The Importance of Family
The family is the centre of the social structure. One’s obligation is to the family first and foremost. Extended families are still the norm and really form an individual’s social network.
Poles draw a line between their inner circle and outsiders. Family members are naturally part of the inner circle along with close friends, usually “family friends”. Poles will interact differently with their inner circle and outsiders. The inner circle forms the basis of a person's social and business network. The people from the inner circle can be relied upon to: offer advice, help find a job, cut through bureaucracy, or even rent an apartment. There is an elaborate etiquette of extending favours and using contacts to get things done.
Social Etiquette, Customs and Protocol
Meeting and Greeting
Greetings are generally reserved yet courteous.
. When greeting someone a good handshake, direct eye contact, a smile and the appropriate greeting for that time of day will suffice.
. Good morning/afternoon is "dzien dobry" and good evening is "dobry wieczor".
. Address people by their honorific title, “Pan” for a man and “Pani” for a woman, and their surname.
. Do not use first names until invited to. Moving from the use of formal to the informal names is such an important step that there is a ritual to acknowledge the changed status and your inclusion in their ‘inner circle’.

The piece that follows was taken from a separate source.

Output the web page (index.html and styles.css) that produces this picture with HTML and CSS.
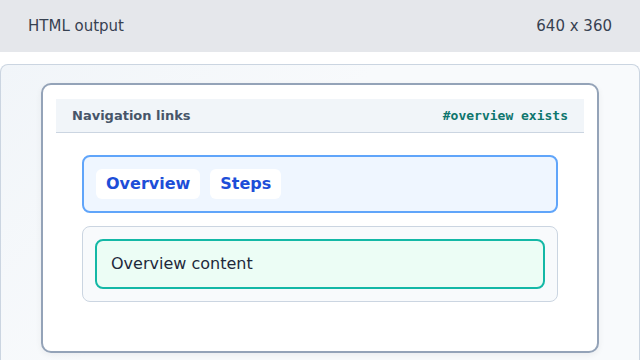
FILE: index.html
```html
<!DOCTYPE html>
<html>
<head>
<meta charset="utf-8">
<link rel="stylesheet" href="styles.css">
</head>
<body>
<div class="topbar">
  <span>HTML output</span>
  <span>640 x 360</span>
</div>
<div class="panel">
  <div class="card">
    <div class="card-head">
      <span class="title">Navigation links</span>
      <code class="status">#overview exists</code>
    </div>
    <div class="card-body">
      <nav class="nav">
        <a class="pill" href="#overview">Overview</a>
        <a class="pill" href="#steps">Steps</a>
      </nav>
      <div class="content">
        <div class="section" id="overview">Overview content</div>
      </div>
    </div>
  </div>
</div>
</body>
</html>
```
FILE: styles.css
```css
html, body {
  margin: 0;
  padding: 0;
  background: #ffffff;
  font-family: "DejaVu Sans", sans-serif;
  overflow: hidden;
}
.topbar {
  height: 52px;
  background: #e5e7eb;
  display: flex;
  align-items: center;
  justify-content: space-between;
  padding: 0 28px;
  font-size: 15px;
  color: #374151;
  margin-bottom: 12px;
}
.panel {
  border: 1px solid #cbd5e1;
  border-bottom: none;
  border-radius: 8px 8px 0 0;
  background: linear-gradient(135deg, #f1f5f9 0%, #f8fafc 40%, #f8fafc 100%);
  padding: 18px 40px 0 40px;
  height: 295px;
}
.card {
  background: #ffffff;
  border: 2px solid #94a3b8;
  border-radius: 10px;
  padding: 14px 13px 49px 13px;
  box-shadow: 0 2px 6px rgba(15, 23, 42, 0.06);
}
.card-head {
  display: flex;
  justify-content: space-between;
  align-items: center;
  height: 33px;
  padding: 0 16px;
  background: #f1f5f9;
  border-bottom: 1px solid #cbd5e1;
}
.title {
  font-weight: bold;
  font-size: 13px;
  color: #475569;
}
.status {
  font-family: "DejaVu Sans Mono", monospace;
  font-weight: bold;
  font-size: 13px;
  color: #0f766e;
}
.card-body {
  padding: 22px 26px 0 26px;
  display: flex;
  flex-direction: column;
  gap: 13px;
}
.nav {
  display: flex;
  gap: 10px;
  padding: 12px;
  background: #eff6ff;
  border: 2px solid #60a5fa;
  border-radius: 8px;
}
.pill {
  display: block;
  height: 30px;
  line-height: 30px;
  padding: 0 10px;
  background: #ffffff;
  border-radius: 6px;
  color: #1d4ed8;
  font-weight: bold;
  font-size: 16px;
  text-decoration: none;
}
.content {
  padding: 12px;
  background: #f8fafc;
  border: 1px solid #cbd5e1;
  border-radius: 8px;
}
.section {
  padding: 12px 14px;
  line-height: 22px;
  font-size: 16px;
  color: #1e293b;
  background: #ecfdf5;
  border: 2px solid #14b8a6;
  border-radius: 8px;
}
```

. At parties or other social gatherings, your hosts will introduce you, usually starting with the women and then moving on to the men. Gift Giving Etiquette
The usual times for present giving are birthdays, name days (birth date of the saint after whom they are named), and Christmas.
Here are some general gift giving guidelines:
. Do not give gifts that are overly expensive; this may embarrass the recipient.
. Employees bring cake and champagne to the office to celebrate their name day.
. At Christmas, it is common to give small gifts to service workers such as postal workers, refuse collectors, etc.
. If invited to a Pole's home for dinner, bring wine, flowers, pastries or sweets for the hostess.
. Give an odd numbers of flowers.
. Do not give yellow chrysanthemums as they are used for funerals. Do not give red or white flowers, especially carnations and lilies.
. Gifts are generally opened when received.
If you are invited to a Pole's house:
. Be punctual.
. You may be expected to take off your shoes. (Check to see if your host is wearing slippers)
. Dress conservatively.
. Offer to help the hostess with the preparation or clearing up after a meal is served. This is good manners. This will more often that not be turned down out of politeness.
. Do not ask for a tour of the house.
. Table manners are Continental, i.e. hold the fork in the left hand and the knife in the right while eating.
. Wait for the hostess to invite you to start eating.
. Most meals are served family-style.
. Take small amounts of food initially so you can accept second helpings.
. Try a bit of everything.
. Expect frequent toasting throughout the meal. The host offers the first toast.
. Toasts are only made with hard liquor (generally vodka).
. You should reciprocate with your own toast later in the meal.
. Alcohol is served in small glasses so you can swallow in one gulp.
Business Etiquette and Protocol
Meeting & Greeting
Polish businesspeople initially take a formal approach to business. This may come across as quite distanced but is not the intention. You may also notice differences in style between government officials who maintain formality and entrepreneurs who willingly dispense with formality. It is best to let your colleagues determine the level of formality used. General tips include:
. Shake hands with everyone upon arriving and leaving.
. Handshakes are quite firm and eye contact is valued.
. Wait for a woman to extend her hand.
. Some older businessmen may kiss a woman's hand upon meeting. Do not imitate this behaviour as it may be seen as you poking fun.
. Titles are considered prestigious. Academic or professional titles are used with the honorific titles with or without the surname.
. Wait to be invited before moving to first names. You may do business with people for years and not be on a first name basis.
. Business cards are exchanged without formal rituals.
. Try and have one side of your card translated into Polish.
. Include advanced university degrees and titles on your business card; qualifications are impressive.
. Generally speaking, Poles judge others by their personal qualities. They therefore like to spend time getting to know people as individuals. This allows them to size people up.
. Honesty is highly valued in Poland since trust is the cornerstone of business relationships. Building personal relationships is essential for successful business dealings, especially if you are looking for a long-term business relationship.
. Poles are known for being direct communicators, i.e. they say what they are thinking. However they are also very sensitive to other’s feelings and let that determine how and what they say.
. While direct communication is valued in Poland, there is also emphasis on finessing what is said in order to deliver information in a diplomatic way.
. The level of the relationship mostly determines how direct someone can be.
. For newly established and more formal relationships, a great deal of emphasis is placed on diplomacy. Once a relationship has passed through the initial phases, people feel more comfortable speaking frankly with each other and animated exchanges become more common.
. The most senior Pole generally opens the meeting and sets the groundwork for what is to be discussed.
. He may also verbally offer a recommended agenda for the discussions.
. Small talk is the norm at the start of meetings; do not rush proceedings as this is part of the relationship building process.
. The first few meetings may in fact seem to be more small talk than business discussions. If this is the case it means that your Polish colleagues are still sizing you up and have not yet made up their minds.
. You may want to consider this as an opportunity to get more personal and try and form that relationship.
. Lunch and dinner meetings are often used to further the personal relationship.
. Meetings tend to be relatively relaxed once the personal relationship has been established.
. Hard facts are important so participants come well-prepared with facts and figures to back up their statements. Foreigners would be expected to do the same.
. Business decision-making processes tend to have a hierarchical basis, and therefore many decisions will be taken at the top echelons of the company.
. Final decisions are translated into rigorous, comprehensive action steps that you can expect will be carried out to the letter.